West Springfield High School: Laura Kirk is a co-founder of the DMV chapter of Students Demand Action, an organization focused on eliminating gun violence. She helps connect students with legislators and recruits and trains volunteers to learn to lobby. She also organizes town halls, school walkouts, marches, and vigils to reduce gun violence. As co-president of the Young Democrats, she and her cohort with the Young Conservatives brought both groups together during January’s government shutdown to serve dinner to furloughed government employees and their families.


Westfield High School:  Makee Neves organized the Indigenous Student Union Club for students interested in sharing their heritage or learning more about Native American history and culture.
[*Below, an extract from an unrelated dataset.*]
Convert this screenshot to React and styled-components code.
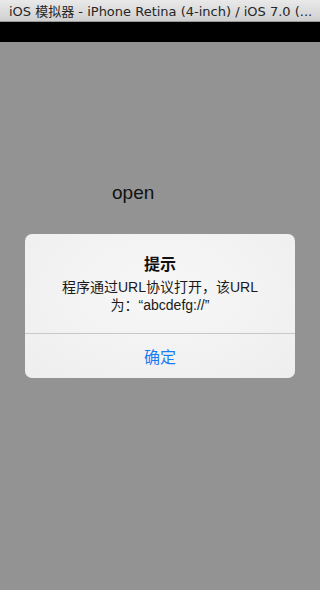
import styled, { createGlobalStyle } from "styled-components";

const GlobalStyle = createGlobalStyle`
  html, body {
    margin: 0;
    padding: 0;
    background: #939393;
  }
  #root {
    width: 320px;
    height: 590px;
  }
`;

const Window = styled.div`
  width: 320px;
  height: 590px;
  display: flex;
  flex-direction: column;
  overflow: hidden;
  font-family: "Liberation Sans", "Noto Sans CJK SC", sans-serif;
`;

const TitleBar = styled.div`
  height: 22px;
  flex-shrink: 0;
  box-sizing: border-box;
  padding-left: 9px;
  display: flex;
  align-items: center;
  background: linear-gradient(#e9e9e9, #d0d0d0);
  border-bottom: 1px solid #9a9a9a;
  color: #262626;
  font-family: "DejaVu Sans", "Noto Sans CJK SC", sans-serif;
  font-size: 13px;
  white-space: nowrap;
  overflow: hidden;
`;

const StatusBar = styled.div`
  height: 20px;
  flex-shrink: 0;
  background: #000;
`;

const Screen = styled.div`
  flex: 1;
  background: #939393;
  display: flex;
  flex-direction: column;
  align-items: flex-start;
`;

const OpenButton = styled.div`
  margin: 140px 0 0 112px;
  font-size: 19px;
  line-height: 22px;
  color: #111;
`;

const Alert = styled.div`
  margin: 30px 0 0 25px;
  width: 270px;
  border-radius: 7px;
  background: radial-gradient(ellipse at 50% 40%, #f7f7f7 0%, #eeeeee 100%);
  overflow: hidden;
  text-align: center;
`;

const AlertBody = styled.div`
  padding: 21px 16px 19px;
`;

const AlertTitle = styled.div`
  font-size: 16px;
  line-height: 20px;
  font-weight: bold;
  color: #111;
`;

const AlertMessage = styled.div`
  margin-top: 3px;
  font-size: 14px;
  line-height: 18px;
  color: #1a1a1a;
`;

const AlertButton = styled.div`
  height: 44px;
  border-top: 1px solid #c8c8c8;
  display: flex;
  align-items: center;
  justify-content: center;
  font-size: 16px;
  color: #1a7cf5;
`;

export default function App() {
  return (
    <>
      <GlobalStyle />
      <Window>
        <TitleBar>iOS 模拟器 - iPhone Retina (4-inch) / iOS 7.0 (...</TitleBar>
        <StatusBar />
        <Screen>
          <OpenButton>open</OpenButton>
          <Alert>
            <AlertBody>
              <AlertTitle>提示</AlertTitle>
              <AlertMessage>
                程序通过URL协议打开，该URL
                <br />
                为：“abcdefg://”
              </AlertMessage>
            </AlertBody>
            <AlertButton>确定</AlertButton>
          </Alert>
        </Screen>
      </Window>
    </>
  );
}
To honor Native American Heritage Month, he presented profiles of Native Americans on the school’s daily news and led club members in creating a display for Westfield Culture Night.


Woodson High School: Xuan Huynh is a participating artists in the Youth Art Re-Imagining Community Program that uses art (such as poetry, photography, and banners) to address social and racial inequities. The art serves as a catalyst for discussions in regional centers and mosques in underserved communities. Huynh also served as a U.S. student ambassador in the cross-cultural Tech Girls summer program which served girls from the Middle East and North Africa, exposing them to science, technology, computers, and math.